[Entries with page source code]
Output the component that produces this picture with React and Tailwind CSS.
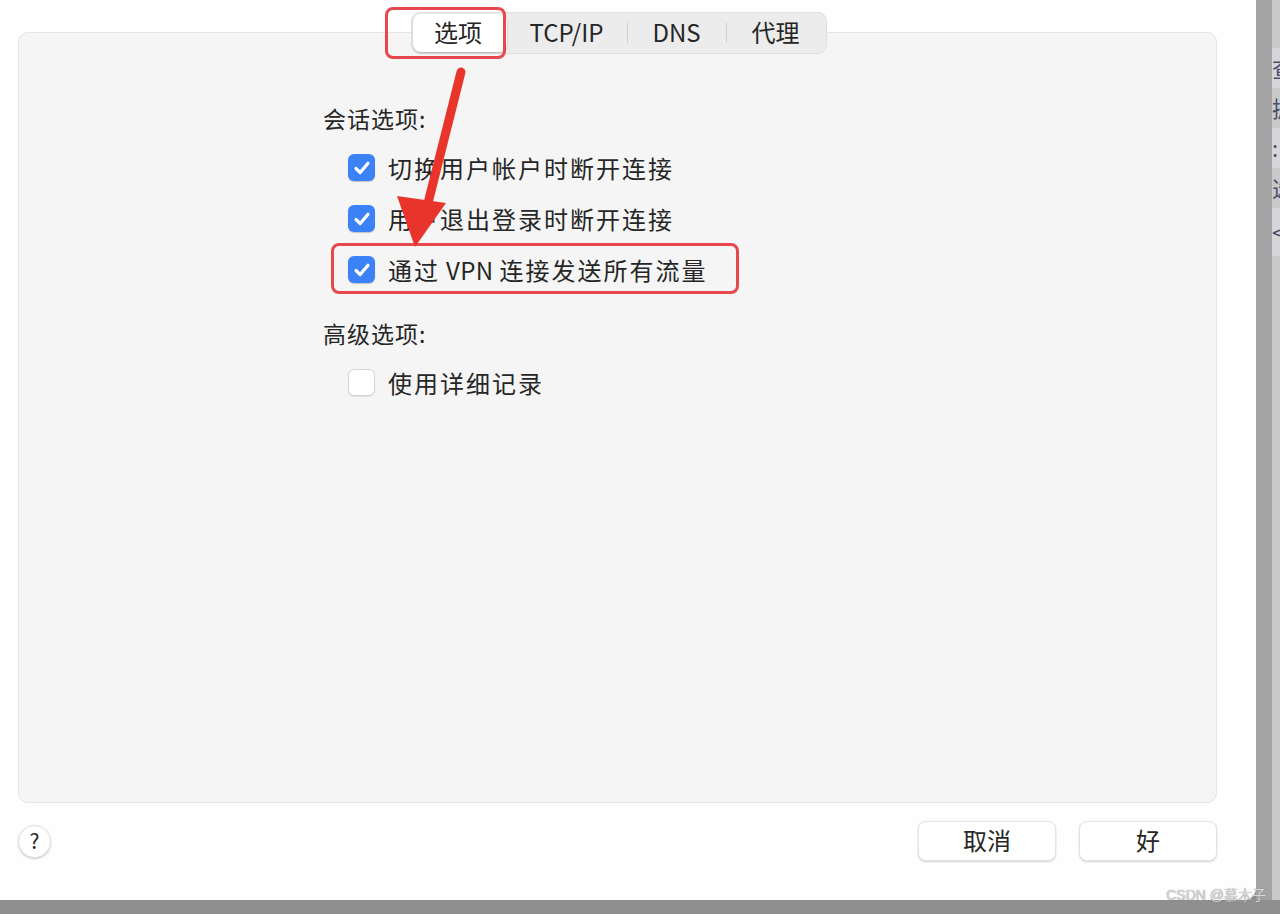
import React from "react";

const font = { fontFamily: '"Noto Sans CJK SC", "Noto Sans", sans-serif' };

function CheckRow({ checked, children }) {
  return (
    <div className="flex items-center h-[51px] pl-[25px]">
      {checked ? (
        <span className="flex items-center justify-center w-[27px] h-[27px] rounded-[6px] bg-[#3b82f6] shadow-[0_1px_1px_rgba(0,0,0,0.2)]">
          <svg width="20" height="20" viewBox="0 0 20 20">
            <path d="M4 10.5 L8.2 14.6 L16 5.2" fill="none" stroke="white" strokeWidth="3.2" strokeLinecap="round" strokeLinejoin="round" />
          </svg>
        </span>
      ) : (
        <span className="w-[27px] h-[27px] rounded-[6px] bg-white border border-[#d4d4d4] shadow-[0_1px_1px_rgba(0,0,0,0.08)]" />
      )}
      <span className="ml-[13px] text-[24px] tracking-[2px] text-[#262626]">{children}</span>
    </div>
  );
}

export default function App() {
  return (
    <div className="w-[1280px] h-[914px] overflow-hidden bg-[#8f8f8f] flex flex-col" style={font}>
      <div className="flex h-[900px]">
        <div className="relative w-[1256px] h-full bg-[#fefefe] rounded-br-[12px] flex flex-col pt-[12px] pl-[18px] pr-[39px]">
          {/* tabs */}
          <div className="relative z-10 self-center ml-[2px] flex items-center h-[42px] p-[1px] rounded-[9px] bg-[#ececec] border border-[#e0e0e0] text-[24px] text-[#262626]">
            <div className="flex items-center justify-center w-[94px] h-full pb-[2px] pr-[3px] rounded-[8px] bg-white shadow-[0_1px_2px_rgba(0,0,0,0.25)]">选项</div>
            <div className="w-[120px] pb-[2px] text-center">TCP/IP</div>
            <div className="w-px h-[20px] bg-[#cfcfcf]" />
            <div className="w-[98px] pb-[2px] text-center">DNS</div>
            <div className="w-px h-[20px] bg-[#cfcfcf]" />
            <div className="w-[98px] pb-[2px] text-center">代理</div>
          </div>
          {/* panel */}
          <div className="-mt-[22px] h-[771px] rounded-[10px] bg-[#f5f5f5] border border-[#e4e4e4] pl-[304px] pt-[69px] text-[#262626]">
            <div className="text-[23px] leading-[32px] tracking-[1px]">会话选项:</div>
            <div className="mt-[8px]">
              <CheckRow checked>切换用户帐户时断开连接</CheckRow>
              <CheckRow checked>用户退出登录时断开连接</CheckRow>
              <CheckRow checked>
                通过<span className="tracking-[0.5px]"> VPN </span>连接发送所有流量
              </CheckRow>
            </div>
            <div className="mt-[22px] text-[23px] leading-[32px] tracking-[1px]">高级选项:</div>
            <div className="mt-[8px]">
              <CheckRow>使用详细记录</CheckRow>
            </div>
          </div>
          {/* footer */}
          <div className="flex items-center mt-[18px]">
            <div className="flex items-center justify-center w-[33px] h-[33px] rounded-full bg-white border border-[#e2e2e2] shadow-[0_1px_2px_rgba(0,0,0,0.2)] text-[21px] text-[#262626]">?</div>
            <div className="ml-auto flex gap-[23px]">
              <div className="flex items-center justify-center w-[138px] h-[40px] pb-[2px] rounded-[8px] bg-white border border-[#e4e4e4] shadow-[0_1px_2px_rgba(0,0,0,0.18)] text-[24px] text-[#262626]">取消</div>
              <div className="flex items-center justify-center w-[138px] h-[40px] pb-[2px] rounded-[8px] bg-white border border-[#e4e4e4] shadow-[0_1px_2px_rgba(0,0,0,0.18)] text-[24px] text-[#262626]">好</div>
            </div>
          </div>

          {/* annotations */}
          <div className="absolute left-[385px] top-[7px] w-[121px] h-[52px] rounded-[8px] border-[3px] border-[#e8474d] z-20" />
          <div className="absolute left-[331px] top-[243px] w-[408px] h-[51px] rounded-[8px] border-[3px] border-[#e8474d] z-20" />
          <svg className="absolute left-0 top-0 z-20" width="600" height="300">
            <path d="M461 72 L425 215" stroke="#e8342b" strokeWidth="9" strokeLinecap="round" />
            <path d="M415 247 L397 196 L446 203 Z" fill="#e8342b" />
          </svg>
        </div>
        <div className="w-[16px] h-full bg-[#a3a3a3]" />
        <div className="w-[8px] h-full bg-[#c9c9cc] flex flex-col text-[22px] leading-none text-[#4a4f6e] overflow-hidden">
          <div className="mt-[48px] bg-[#d6d6da] h-[40px] pt-[8px]">查</div>
          <div className="h-[40px] pt-[8px]">据</div>
          <div className="bg-[#d6d6da] h-[40px] pt-[8px]">:</div>
          <div className="h-[40px] pt-[8px]">选</div>
          <div className="bg-[#d6d6da] h-[48px] pt-[12px]">&lt;</div>
        </div>
      </div>
      <div className="relative h-[14px] bg-[#8f8f8f]">
        <div className="absolute right-[14px] -top-[15px] text-[14px] text-[#d8d8d8]" style={{ fontFamily: '"Liberation Sans", "Noto Sans CJK SC", sans-serif', textShadow: "0 0 1px #777" }}>
          CSDN @慕木子
        </div>
      </div>
    </div>
  );
}
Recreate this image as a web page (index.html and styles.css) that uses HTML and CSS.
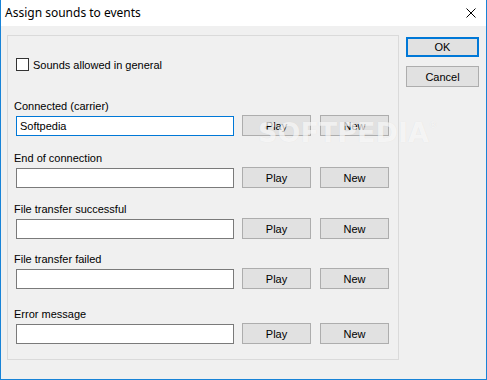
FILE: index.html
```html
<!DOCTYPE html>
<html lang="en">
<head>
  <meta charset="UTF-8" />
  <title>Assign sounds to events</title>
  <link rel="stylesheet" href="styles.css">
</head>
<body>
  <div class="window">
    <div class="titlebar">
      <span class="title">Assign sounds to events</span>
      <svg class="close" width="10" height="10" viewBox="0 0 10 10">
        <path d="M0.5 0.5 L9.5 9.5 M9.5 0.5 L0.5 9.5" stroke="#000" stroke-width="1" fill="none"/>
      </svg>
    </div>

    <div class="client">
      <div class="frame">
        <label class="check">
          <span class="box"></span>
          <span>Sounds allowed in general</span>
        </label>

        <div class="row row-first">
          <div class="label">Connected (carrier)</div>
          <div class="controls">
            <div class="edit focused">Softpedia</div>
            <button class="btn">Play</button>
            <button class="btn">New</button>
          </div>
        </div>

        <div class="row row-wide">
          <div class="label">End of connection</div>
          <div class="controls">
            <div class="edit"></div>
            <button class="btn">Play</button>
            <button class="btn">New</button>
          </div>
        </div>

        <div class="row">
          <div class="label">File transfer successful</div>
          <div class="controls">
            <div class="edit"></div>
            <button class="btn">Play</button>
            <button class="btn">New</button>
          </div>
        </div>

        <div class="row row-tight">
          <div class="label">File transfer failed</div>
          <div class="controls">
            <div class="edit"></div>
            <button class="btn">Play</button>
            <button class="btn">New</button>
          </div>
        </div>

        <div class="row row-last">
          <div class="label">Error message</div>
          <div class="controls">
            <div class="edit"></div>
            <button class="btn">Play</button>
            <button class="btn">New</button>
          </div>
        </div>

        <div class="watermark">SOFTPEDIA<sup>®</sup></div>
      </div>

      <div class="side">
        <button class="btn btn-default">OK</button>
        <button class="btn">Cancel</button>
      </div>
    </div>
  </div>
</body>
</html>
```

FILE: styles.css
```css
/* Reset & base */
* { box-sizing: border-box; margin: 0; padding: 0; }
body {
  font-family: 'Liberation Sans', Arial, sans-serif;
  font-size: 11px;
  color: #000;
  background: #f0f0f0;
}

/* Window chrome */
.window {
  width: 487px; height: 380px;
  background: #f0f0f0;
  border: 1px solid #1883d7;
  border-top: none;
  display: flex; flex-direction: column;
}
.titlebar {
  height: 26px;
  background: #fff;
  display: flex; align-items: center; justify-content: space-between;
  padding: 0 10px 0 4px;
}
.title {
  font-family: 'Noto Sans', 'Liberation Sans', sans-serif;
  font-size: 12px;
  margin-top: -1px;
}
.close { display: block; margin-top: -1px; }

/* Client area */
.client {
  display: flex;
  gap: 7px;
  padding: 9px 0 0 6px;
}
.frame {
  position: relative;
  width: 392px; height: 325px;
  border: 1px solid #dadada;
  padding: 0 0 0 8px;
}

/* Checkbox */
.check { display: flex; align-items: center; gap: 4px; margin-top: 22px; height: 13px; }
.box {
  width: 13px; height: 13px;
  background: #fff;
  border: 1px solid #333;
}

/* Event rows (spacing is a bit uneven in the original dialog) */
.row + .row { margin-top: 15px; }
.row-first { margin-top: 29px; }
.row.row-wide { margin-top: 16px; }
.row.row-tight { margin-top: 14px; }
.row.row-last { margin-top: 19px; }
.label { line-height: 13px; margin-left: -2px; margin-bottom: 2px; }
.controls { display: flex; align-items: flex-end; height: 21px; }
.edit {
  width: 218px; height: 20px;
  background: #fff;
  border: 1px solid #7a7a7a;
  padding: 0 3px;
  line-height: 18px;
  margin-right: 8px;
}
.edit.focused { border-color: #0078d7; }

/* Buttons */
.btn {
  font-family: inherit; font-size: 11px; color: #000;
  width: 69px; height: 21px;
  background: #e1e1e1;
  border: 1px solid #adadad;
}
.controls .btn + .btn { margin-left: 9px; }
.controls .btn { align-self: flex-start; }

.side { display: flex; flex-direction: column; gap: 9px; padding-top: 2px; }
.side .btn { width: 73px; }
.side .btn-default { height: 20px; border: 2px solid #0078d7; }

/* Watermark overlay */
.watermark {
  position: absolute; left: 250px; top: 81px;
  font-family: 'DejaVu Sans', sans-serif; font-weight: bold;
  font-size: 27px;
  color: rgba(255, 255, 255, 0.7);
  text-shadow: 0 0 1px rgba(0, 0, 0, 0.08);
  pointer-events: none;
}
.watermark sup { font-size: 9px; font-weight: normal; vertical-align: 14px; }
```
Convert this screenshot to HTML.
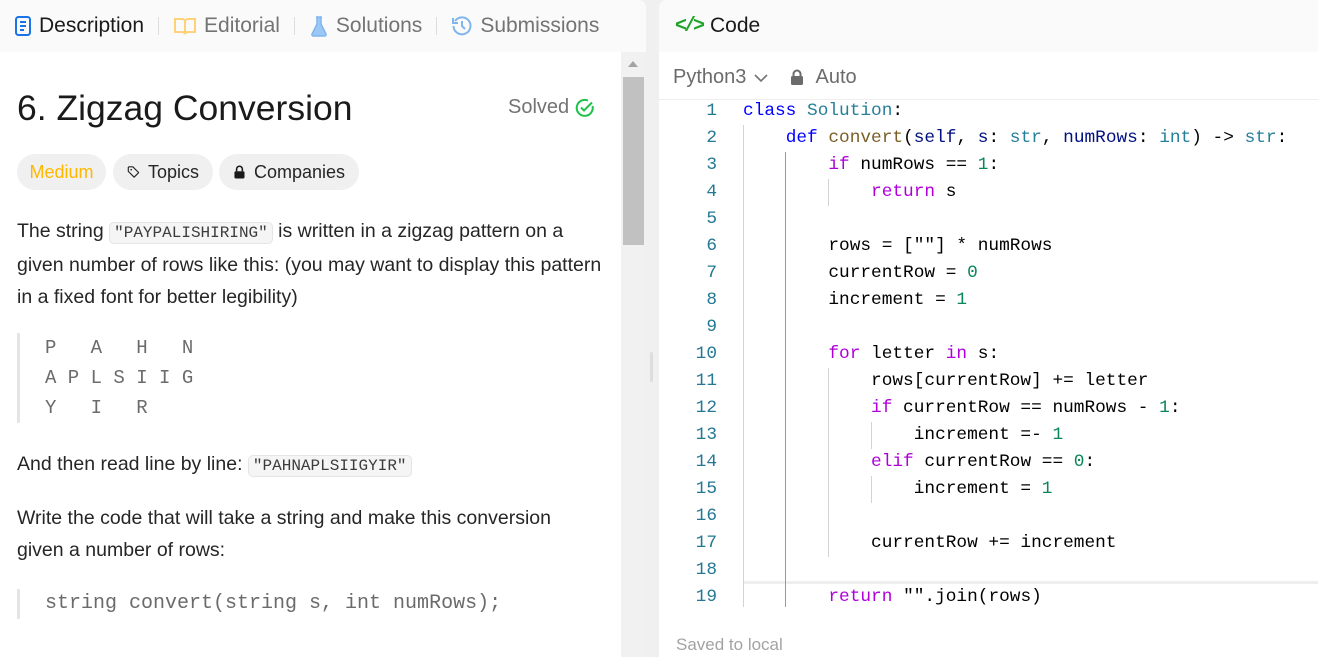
<!DOCTYPE html>
<html><head><meta charset="utf-8"><style>
*{box-sizing:border-box;margin:0;padding:0}
body{width:1318px;height:657px;background:#f0f0f0;font-family:"Liberation Sans",sans-serif;position:relative;overflow:hidden;color:#262626}
.lp{position:absolute;left:0;top:0;width:646px;height:657px;background:#fff;border-radius:0 8px 0 0;overflow:hidden}
.tabs{height:52px;background:#fafafa;display:flex;align-items:center;padding-left:14px;font-size:21px;color:#737373}
.tab{display:flex;align-items:center;gap:7px}
.sep{width:1px;height:18px;background:#ddd;margin:0 14px}
.sb{position:absolute;left:621px;top:52px;width:25px;height:605px;background:#f1f1f1}
.thumb{position:absolute;left:2px;top:25px;width:21px;height:168px;background:#c1c1c1}
.abs{position:absolute}
h1{position:absolute;left:17px;top:88px;font-size:35.5px;font-weight:500;color:#1a1a1a}
.pill{position:absolute;top:154px;height:36px;border-radius:18px;background:#f0f0f0;font-size:18px;display:flex;align-items:center;gap:8px;padding:0 14px}
p{position:absolute;left:17px;font-size:19.5px;line-height:32px;color:#262626;width:585px}
code{font-family:"Liberation Mono",monospace;font-size:16px;background:#f5f5f5;border:1px solid #e5e5e5;border-radius:5px;padding:1px 4px;color:#3c3c3c}
.pre{position:absolute;left:17px;border-left:3px solid #e5e5e5;padding-left:25px;font-family:"Liberation Mono",monospace;color:#6b6b6b;font-size:19px;white-space:pre}
.rp{position:absolute;left:659px;top:0;width:659px;height:657px;background:#fff;border-radius:8px 0 0 0;overflow:hidden}
.rh{height:52px;background:#fafafa;display:flex;align-items:center;padding-left:16px;font-size:21px;color:#1a1a1a;gap:4px}
.tb{position:absolute;top:66px;left:14px;font-size:20px;color:#6b6b6b;display:flex;align-items:center}
.hl{position:absolute;top:99px;left:0;width:659px;height:1px;background:#eee}
.code{position:absolute;top:98px;left:0;font-family:"Liberation Mono",monospace;font-size:17.8px;line-height:27px;white-space:pre;color:#000}
.ln{position:absolute;left:0;width:58px;text-align:right;color:#237893}
.cl{position:absolute;left:84px}
.k{color:#0000ff}.t{color:#267f99}.f{color:#795e26}.c{color:#af00db}.n{color:#098658}.p{color:#001080}
.g{position:absolute;width:1px;background:#d3d3d3}
</style></head><body>
<div class="lp">
 <div class="tabs">
  <div class="tab" style="color:#1a1a1a"><svg width="18" height="22" viewBox="0 0 18 22"><rect x="2" y="2" width="14" height="18" rx="2.5" fill="none" stroke="#1a73e8" stroke-width="2"/><path d="M6 7h6M6 11h6M6 15h4" stroke="#1a73e8" stroke-width="2"/></svg>Description</div>
  <div class="sep"></div>
  <div class="tab"><svg width="24" height="20" viewBox="0 0 24 20"><path d="M2 3h7a3 3 0 0 1 3 3v12a3 3 0 0 0-3-2H2zM22 3h-7a3 3 0 0 0-3 3v12a3 3 0 0 1 3-2h7z" fill="none" stroke="#ffd27a" stroke-width="2"/></svg>Editorial</div>
  <div class="sep"></div>
  <div class="tab"><svg width="20" height="22" viewBox="0 0 20 22"><path d="M7 2h6M8 2v7L3 19a1.5 1.5 0 0 0 1.3 2h11.4A1.5 1.5 0 0 0 17 19L12 9V2" fill="#9cc7f5" stroke="#7fb5ee" stroke-width="1.5"/></svg>Solutions</div>
  <div class="sep"></div>
  <div class="tab"><svg width="22" height="22" viewBox="0 0 22 22"><path d="M4 6a8.5 8.5 0 1 1-1.5 5" fill="none" stroke="#7fb5ee" stroke-width="2"/><path d="M2 3v5h5" fill="none" stroke="#7fb5ee" stroke-width="2"/><path d="M11 6v5l3 3" fill="none" stroke="#7fb5ee" stroke-width="2"/></svg>Submissions</div>
 </div>
 <div class="sb"><div class="thumb"></div><div class="abs" style="left:7px;top:9px;border:5px solid transparent;border-bottom:6px solid #a3a3a3;border-top:0"></div></div>
 <h1>6. Zigzag Conversion</h1>
 <div class="abs" style="left:508px;top:96px;font-size:20px;color:#737373;display:flex;align-items:center;gap:6px">Solved<svg width="20" height="20" viewBox="0 0 20 20"><path d="M17.5 8A8 8 0 1 1 13 2.6" fill="none" stroke="#1ec24a" stroke-width="2"/><path d="M6 9.5l3 3 8-8" fill="none" stroke="#1ec24a" stroke-width="2"/></svg></div>
 <div class="pill" style="left:17px;width:89px;color:#ffb800;justify-content:center">Medium</div>
 <div class="pill" style="left:113px;width:100px"><svg width="22" height="22" viewBox="0 0 20 20"><path d="M2 3v6l9 9 7-7-9-9H3z" fill="none" stroke="#262626" stroke-width="1.8" stroke-linejoin="round"/><circle cx="6.5" cy="6.5" r="1.3" fill="#262626"/></svg>Topics</div>
 <div class="pill" style="left:219px;width:140px"><svg width="18" height="20" viewBox="0 0 18 20"><path d="M5 9V6a4 4 0 0 1 8 0v3" fill="none" stroke="#1a1a1a" stroke-width="2.2"/><rect x="2" y="9" width="14" height="10" rx="2" fill="#1a1a1a"/></svg>Companies</div>
 <p style="top:215px">The string <code>"PAYPALISHIRING"</code> is written in a zigzag pattern on a given number of rows like this: (you may want to display this pattern in a fixed font for better legibility)</p>
 <div class="pre" style="top:333px;line-height:30px;height:90px">P   A   H   N
A P L S I I G
Y   I   R</div>
 <p style="top:448px">And then read line by line: <code>"PAHNAPLSIIGYIR"</code></p>
 <p style="top:502px">Write the code that will take a string and make this conversion given a number of rows:</p>
 <div class="pre" style="top:589px;line-height:30px;height:30px;font-size:20px">string convert(string s, int numRows);</div>
</div>
<div class="abs" style="left:650px;top:352px;width:3px;height:30px;background:#ddd;border-radius:2px"></div>
<div class="rp">
 <div class="rh"><span style="color:#1ea42b;font-size:20px;font-family:'Liberation Mono',monospace;font-weight:bold;letter-spacing:-3px;margin-right:4px">&lt;/&gt;</span>Code</div>
 <div class="tb">Python3 <svg style="margin:0 22px 0 8px" width="14" height="10" viewBox="0 0 14 10"><path d="M1 2l6 6 6-6" fill="none" stroke="#737373" stroke-width="1.6"/></svg><svg width="14" height="17" viewBox="0 0 14 17"><path d="M3.5 7V5a3.5 3.5 0 0 1 7 0v2" fill="none" stroke="#6b6b6b" stroke-width="2"/><rect x="1" y="7" width="12" height="9" rx="1.5" fill="#6b6b6b"/></svg>&nbsp;&nbsp;Auto</div>
 <div class="hl"></div>
 <div class="abs" style="left:84px;top:581px;width:575px;height:3px;background:#eee"></div>
 <div class="g" style="left:84px;top:125px;height:482px"></div>
 <div class="g" style="left:126px;top:152px;height:455px;background:#999"></div>
 <div class="g" style="left:169px;top:179px;height:27px"></div>
 <div class="g" style="left:169px;top:368px;height:189px"></div>
 <div class="g" style="left:212px;top:422px;height:27px"></div>
 <div class="g" style="left:212px;top:476px;height:27px"></div>
 <div class="code">
<div class="ln" style="top:0">1
2
3
4
5
6
7
8
9
10
11
12
13
14
15
16
17
18
19</div>
<div class="cl" style="top:0"><span class="k">class</span> <span class="t">Solution</span>:
    <span class="k">def</span> <span class="f">convert</span>(<span class="p">self</span>, <span class="p">s</span>: <span class="t">str</span>, <span class="p">numRows</span>: <span class="t">int</span>) -&gt; <span class="t">str</span>:
        <span class="c">if</span> numRows == <span class="n">1</span>:
            <span class="c">return</span> s

        rows = [""] * numRows
        currentRow = <span class="n">0</span>
        increment = <span class="n">1</span>

        <span class="c">for</span> letter <span class="c">in</span> s:
            rows[currentRow] += letter
            <span class="c">if</span> currentRow == numRows - <span class="n">1</span>:
                increment =- <span class="n">1</span>
            <span class="c">elif</span> currentRow == <span class="n">0</span>:
                increment = <span class="n">1</span>

            currentRow += increment

        <span class="c">return</span> "".join(rows)</div>
 </div>
 <div class="abs" style="left:17px;top:635px;font-size:17px;color:#a3a3a3">Saved to local</div>
</div>
</body></html>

→ **THE PROBLEM**
Your task is to pick out every line with the string "React" and copy it.

→ **REPLY TO THE TASK**
Output the component that produces this picture with React and Tailwind CSS.
import React from "react";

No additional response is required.